** BEGIN RAW DATA **

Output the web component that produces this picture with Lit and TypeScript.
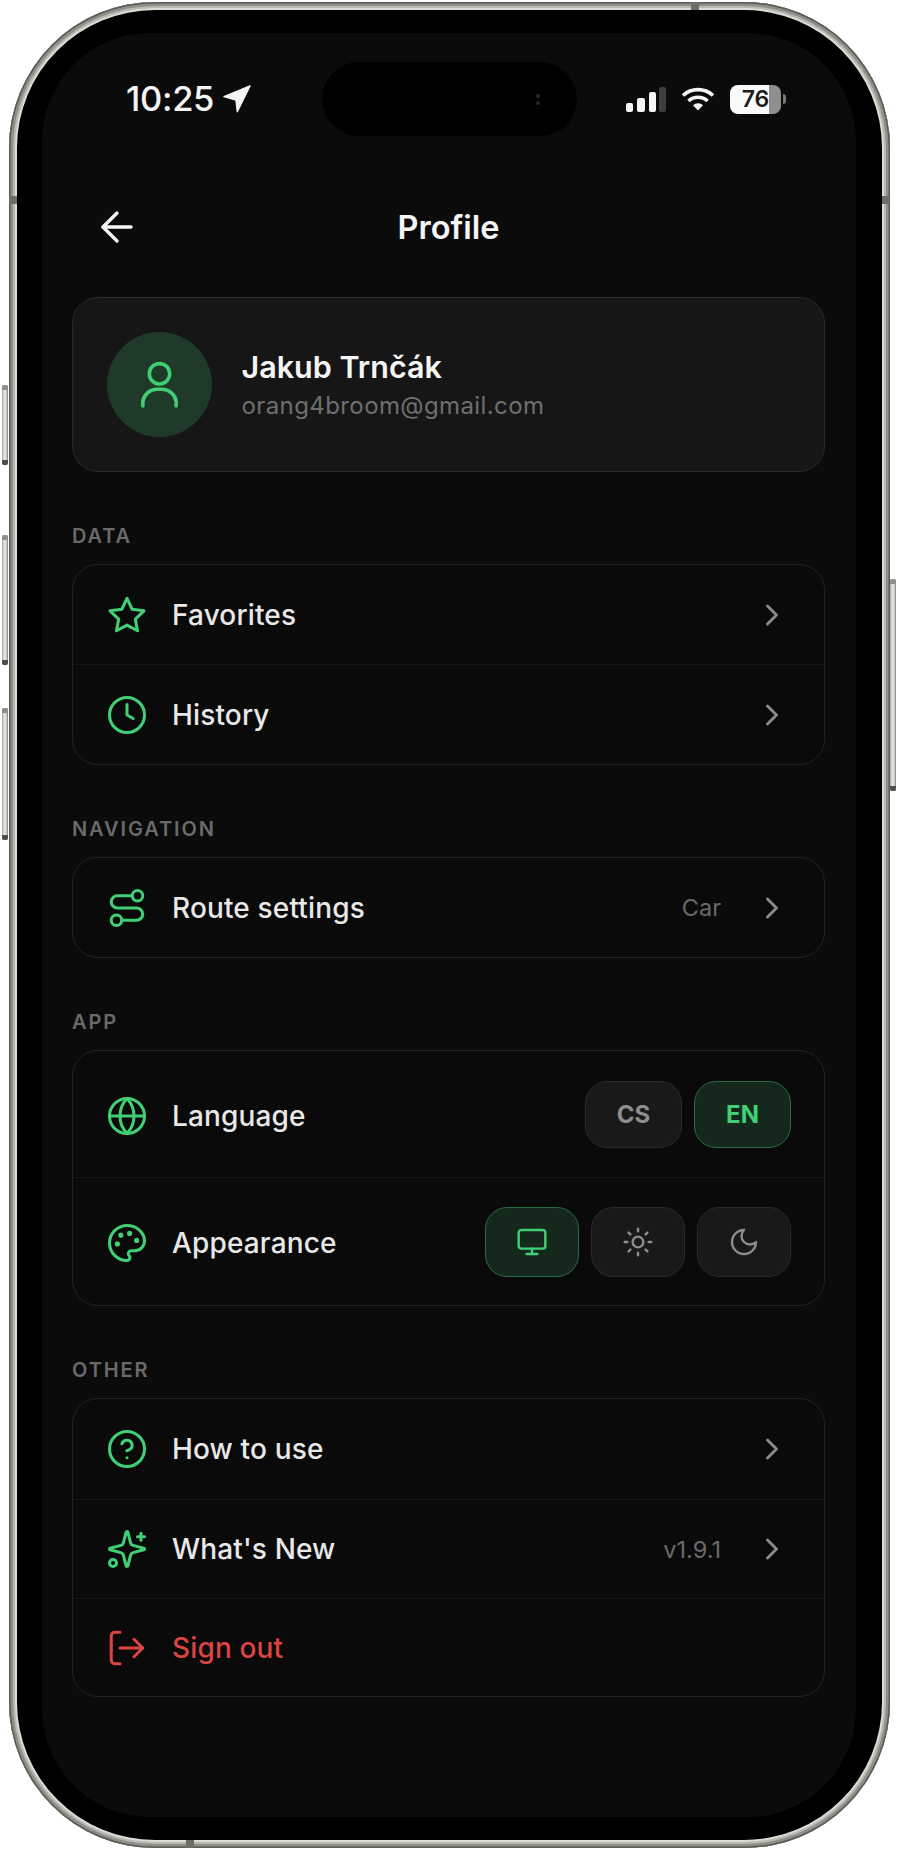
import { LitElement, html, css, svg } from "lit";
import { customElement } from "lit/decorators.js";

const ic = (size: number, sw: number, body: unknown) => html`<svg class="ic" width=${size} height=${size} viewBox="0 0 24 24" fill="none" stroke="currentColor" stroke-width=${sw} stroke-linecap="round" stroke-linejoin="round">${body}</svg>`;

const I = {
  back: svg`<path d="m12 19-7-7 7-7"/><path d="M19 12H5"/>`,
  user: svg`<path d="M5 21v-2a6 6 0 0 1 6-5h2a6 6 0 0 1 6 5v2"/><circle cx="12" cy="7.5" r="4.3"/>`,
  star: svg`<path d="M12 2.5l2.95 6.2 6.75.9-4.95 4.7 1.25 6.7L12 17.8l-6 3.2 1.25-6.7L2.3 9.6l6.75-.9z"/>`,
  clock: svg`<circle cx="12" cy="12" r="10"/><path d="M12 6v6l3.5 2"/>`,
  route: svg`<circle cx="6" cy="19" r="3"/><path d="M9 19h8.5a3.5 3.5 0 0 0 0-7h-11a3.5 3.5 0 0 1 0-7H15"/><circle cx="18" cy="5" r="3"/>`,
  globe: svg`<circle cx="12" cy="12" r="10"/><path d="M12 2a14.5 14.5 0 0 0 0 20 14.5 14.5 0 0 0 0-20"/><path d="M2 12h20"/>`,
  palette: svg`<path d="M12 2C6.5 2 2 6.5 2 12s4.5 10 10 10c.926 0 1.648-.746 1.648-1.688 0-.437-.18-.835-.437-1.125-.29-.289-.438-.652-.438-1.125a1.64 1.64 0 0 1 1.668-1.668h1.996c3.051 0 5.555-2.503 5.555-5.554C21.965 6.012 17.461 2 12 2z"/><circle cx="13.5" cy="6.5" r=".6" fill="currentColor"/><circle cx="17.5" cy="10.5" r=".6" fill="currentColor"/><circle cx="8.5" cy="7.5" r=".6" fill="currentColor"/><circle cx="6.5" cy="12.5" r=".6" fill="currentColor"/>`,
  help: svg`<circle cx="12" cy="12" r="10"/><path d="M9.09 9a3 3 0 0 1 5.83 1c0 2-3 3-3 3"/><path d="M12 17h.01"/>`,
  sparkles: svg`<path d="M9.937 15.5A2 2 0 0 0 8.5 14.063l-6.135-1.582a.5.5 0 0 1 0-.962L8.5 9.936A2 2 0 0 0 9.937 8.5l1.582-6.135a.5.5 0 0 1 .963 0L14.063 8.5A2 2 0 0 0 15.5 9.937l6.135 1.581a.5.5 0 0 1 0 .964L15.5 14.063a2 2 0 0 0-1.437 1.437l-1.582 6.135a.5.5 0 0 1-.963 0z"/><path d="M20 3v4"/><path d="M22 5h-4"/><circle cx="4" cy="20" r="2"/>`,
  logout: svg`<path d="M8 21H5a2 2 0 0 1-2-2V5a2 2 0 0 1 2-2h3"/><path d="m16 17 5-5-5-5"/><path d="M21 12H8"/>`,
  chevron: svg`<path d="m9 18 6-6-6-6"/>`,
  monitor: svg`<rect width="20" height="14" x="2" y="3" rx="2"/><path d="M8 21h8"/><path d="M12 17v4"/>`,
  sun: svg`<circle cx="12" cy="12" r="4"/><path d="M12 2v2"/><path d="M12 20v2"/><path d="m4.93 4.93 1.41 1.41"/><path d="m17.66 17.66 1.41 1.41"/><path d="M2 12h2"/><path d="M20 12h2"/><path d="m6.34 17.66-1.41 1.41"/><path d="m19.07 4.93-1.41 1.41"/>`,
  moon: svg`<path d="M12 3a6 6 0 0 0 9 9 9 9 0 1 1-9-9Z"/>`,
};

@customElement("app-root")
export class AppRoot extends LitElement {
  static styles = css`
    :host { display: block; position: relative; width: 900px; height: 1851px; background: #fff; font-family: Inter, "Liberation Sans", sans-serif; overflow: hidden; }
    * { box-sizing: border-box; }
    .ic { display: block; flex: none; }
    .wrap { padding: 2px 10.5px 3px 8.5px; height: 100%; }
    .frame { height: 100%; padding: 31px 33.5px; background: #000; border-radius: 146px;
      box-shadow: inset 0 0 0 1.5px #5c5b56, inset 0 0 0 4px #8f8e87, inset 0 0 0 6px #b9b8b1, inset 0 0 0 8px #dcdbd5; }
    .screen { height: 100%; background: #0b0b0b; border-radius: 108px; overflow: hidden; padding-top: 29px; color: #ececec; }

    .btn-side { position: absolute; width: 6px; background: linear-gradient(to right, #aaa9a3, #e6e4df 40%, #dcdad4 70%, #77766f); border-radius: 2px; }
    .btn-side::before, .btn-side::after { content: ""; position: absolute; left: 0; right: 0; height: 5px; }
    .btn-side::before { top: 0; background: #8f8e87; border-radius: 2px 2px 0 0; }
    .btn-side::after { bottom: 0; background: #4e4d49; border-radius: 0 0 2px 2px; }
    .b1 { left: 2px; top: 385px; height: 80px; }
    .b2 { left: 2px; top: 535px; height: 130px; }
    .b3 { left: 2px; top: 708px; height: 132px; }
    .b4 { left: 890px; top: 579px; height: 212px; }
    .band { position: absolute; background: #6e6d67; }
    .bv { width: 8px; height: 8px; }
    .bl { left: 8.5px; } .br { left: 881.5px; }
    .bt { top: 2px; left: 691px; } .bb { top: 1840px; left: 186px; }
    .by { top: 196px; }

    .status { display: flex; height: 74px; align-items: center; }
    .s-left { width: 279.5px; padding-left: 84px; display: flex; align-items: center; gap: 9px; }
    .time { font-size: 34.5px; font-weight: 500; color: #f4f4f4; line-height: 1; letter-spacing: -0.3px; }
    .island { width: 255px; height: 74px; border-radius: 37px; background: #000; display: flex; flex-direction: column; align-items: flex-end; justify-content: center; gap: 3px; padding-right: 37px; }
    .island i { display: block; width: 4px; height: 4px; border-radius: 50%; background: #2a2a2a; }
    .s-right { padding-left: 49.5px; display: flex; align-items: center; }
    .signal { margin-right: 15px; display: block; }
    .wifi { margin-right: 15px; display: block; }
    .battery { width: 51px; height: 29px; border-radius: 8px; background: linear-gradient(to right, #fafafa 0 39px, #8f8f8f 39px); color: #1a1a1a; font-size: 23px; font-weight: 600; display: flex; align-items: center; justify-content: center; line-height: 1; }
    .nub { width: 3px; height: 10px; margin-left: 2px; background: #777; border-radius: 0 3px 3px 0; }

    .content { padding: 0 31px 0 30px; }
    .header { display: grid; grid-template-columns: 1fr auto 1fr; align-items: center; height: 60px; margin-top: 61px; margin-bottom: 40px; }
    .back { margin-left: 21px; color: #f5f5f5; }
    .title { font-size: 32.5px; font-weight: 600; color: #f5f5f5; }

    .profile { height: 175px; border: 1.5px solid #2a2a2a; border-radius: 26px; background: #161616; display: flex; align-items: center; padding: 0 33px 0 33.5px; gap: 29.5px; }
    .avatar { width: 105.5px; height: 105.5px; border-radius: 50%; background: #1f3a29; color: #41cf75; display: flex; align-items: center; justify-content: center; flex: none; }
    .who { margin-top: 2px; }
    .name { font-size: 30.5px; font-weight: 600; color: #f5f5f5; line-height: 40px; }
    .email { font-size: 24px; color: #6f6f6f; line-height: 38px; letter-spacing: 0.4px; }

    .section { margin-top: 52px; }
    .label { font-size: 20px; font-weight: 600; letter-spacing: 1.9px; color: #6a6a6a; line-height: 24px; margin-bottom: 16px; }
    .card { border: 1.5px solid #232323; border-radius: 26px; background: #0a0a0a; overflow: hidden; }
    .row { height: 99px; display: flex; align-items: center; padding: 0 33px; color: #41cf75; }
    .row + .row { border-top: 1px solid #161616; }
    .row.tall { height: 100px; }
    .row.h1 { height: 126px; } .row.h2 { height: 128px; }
    .h1 > .ic, .h1 > .text, .h2 > .ic, .h2 > .text { margin-top: 3px; }
    .row.danger { color: #dc4444; height: 98px; }
    .text { flex: 1; margin-left: 24px; font-size: 28px; font-weight: 500; color: #e8e8e8; letter-spacing: 0.15px; }
    .danger .text { color: #dc4444; }
    .value { font-size: 23.5px; color: #6a6a6a; margin-right: 33px; }
    .chev { color: #8a8a8a; margin-right: 1px; }

    .group { display: flex; gap: 12px; }
    .pill { border: 1.5px solid #2a2a2a; background: #191919; border-radius: 22px; display: flex; align-items: center; justify-content: center; color: #8e8e8e; }
    .pill.on { background: #14291c; border-color: #2c6a44; color: #41cf75; }
    .lang { width: 97px; height: 67px; font-size: 24px; font-weight: 700; }
    .mode { width: 94px; height: 70px; }
  `;

  private link(icon: unknown, text: string, value = "", tall = false) {
    return html`<div class="row ${tall ? "tall" : ""}">${ic(42, 1.75, icon)}<span class="text">${text}</span>
      ${value ? html`<span class="value">${value}</span>` : ""}
      <span class="chev">${ic(36, 2, I.chevron)}</span></div>`;
  }

  render() {
    return html`
      <div class="wrap"><div class="frame"><div class="screen">
        <div class="status">
          <div class="s-left"><span class="time">10:25</span>
            <svg width="28" height="28" viewBox="-1 -1 28 28"><path d="M26 0 0 10.7 12 14l1.3 11.7z" fill="#f6f6f6" stroke="#f6f6f6" stroke-width="1.4" stroke-linejoin="round"/></svg>
          </div>
          <div class="island"><i></i><i></i></div>
          <div class="s-right">
            <svg class="signal" width="40" height="25" viewBox="0 0 40 25"><rect x="0" y="16" width="7" height="9" rx="2" fill="#f6f6f6"/><rect x="11" y="11" width="8" height="14" rx="2" fill="#f6f6f6"/><rect x="23" y="5" width="7" height="20" rx="2" fill="#f6f6f6"/><rect x="33" y="0" width="7" height="25" rx="2" fill="#3d3d3d"/></svg>
            <svg class="wifi" width="34" height="24" viewBox="0 0 34 24" fill="none" stroke="#f6f6f6" stroke-width="3.6"><path d="M2 8.5a22 22 0 0 1 30 0"/><path d="M7.5 14a14 14 0 0 1 19 0"/><path d="M17 23.5l-5-5.2a7 7 0 0 1 10 0z" fill="#f6f6f6" stroke="none"/></svg>
            <div class="battery">76</div><div class="nub"></div>
          </div>
        </div>
        <div class="content">
          <div class="header"><span class="back">${ic(48, 1.7, I.back)}</span><span class="title">Profile</span><span></span></div>
          <div class="profile">
            <div class="avatar">${ic(57, 1.5, I.user)}</div>
            <div class="who"><div class="name">Jakub Trnčák</div><div class="email">orang4broom@gmail.com</div></div>
          </div>
          <div class="section"><div class="label">DATA</div><div class="card">
            ${this.link(I.star, "Favorites")}${this.link(I.clock, "History", "", true)}
          </div></div>
          <div class="section"><div class="label">NAVIGATION</div><div class="card">
            ${this.link(I.route, "Route settings", "Car")}
          </div></div>
          <div class="section"><div class="label">APP</div><div class="card">
            <div class="row h1">${ic(42, 1.75, I.globe)}<span class="text">Language</span>
              <div class="group"><div class="pill lang">CS</div><div class="pill lang on">EN</div></div></div>
            <div class="row h2">${ic(42, 1.75, I.palette)}<span class="text">Appearance</span>
              <div class="group">
                <div class="pill mode on">${ic(32, 1.8, I.monitor)}</div>
                <div class="pill mode">${ic(32, 1.8, I.sun)}</div>
                <div class="pill mode">${ic(32, 1.8, I.moon)}</div>
              </div></div>
          </div></div>
          <div class="section"><div class="label">OTHER</div><div class="card">
            ${this.link(I.help, "How to use", "", true)}${this.link(I.sparkles, "What's New", "v1.9.1")}
            <div class="row danger">${ic(42, 1.75, I.logout)}<span class="text">Sign out</span></div>
          </div></div>
        </div>
      </div></div></div>
      <div class="btn-side b1"></div><div class="btn-side b2"></div><div class="btn-side b3"></div><div class="btn-side b4"></div>
      <div class="band bv bl by"></div><div class="band bv br by"></div><div class="band bv bt"></div><div class="band bv bb"></div>
    `;
  }
}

** END RAW DATA **

→ **WHAT THE EXERCISE ASKS**
Omit the pictures, then repeat exactly each line from the beginning of the listing through the line with "const ic = (size: number, sw: number, body: unknown)".

→ **EXERCISE RESPONSE**
Output the web component that produces this picture with Lit and TypeScript.
import { LitElement, html, css, svg } from "lit";
import { customElement } from "lit/decorators.js";

const ic = (size: number, sw: number, body: unknown) => html`<svg class="ic" width=${size} height=${size} viewBox="0 0 24 24" fill="none" stroke="currentColor" stroke-width=${sw} stroke-linecap="round" stroke-linejoin="round">${body}</svg>`;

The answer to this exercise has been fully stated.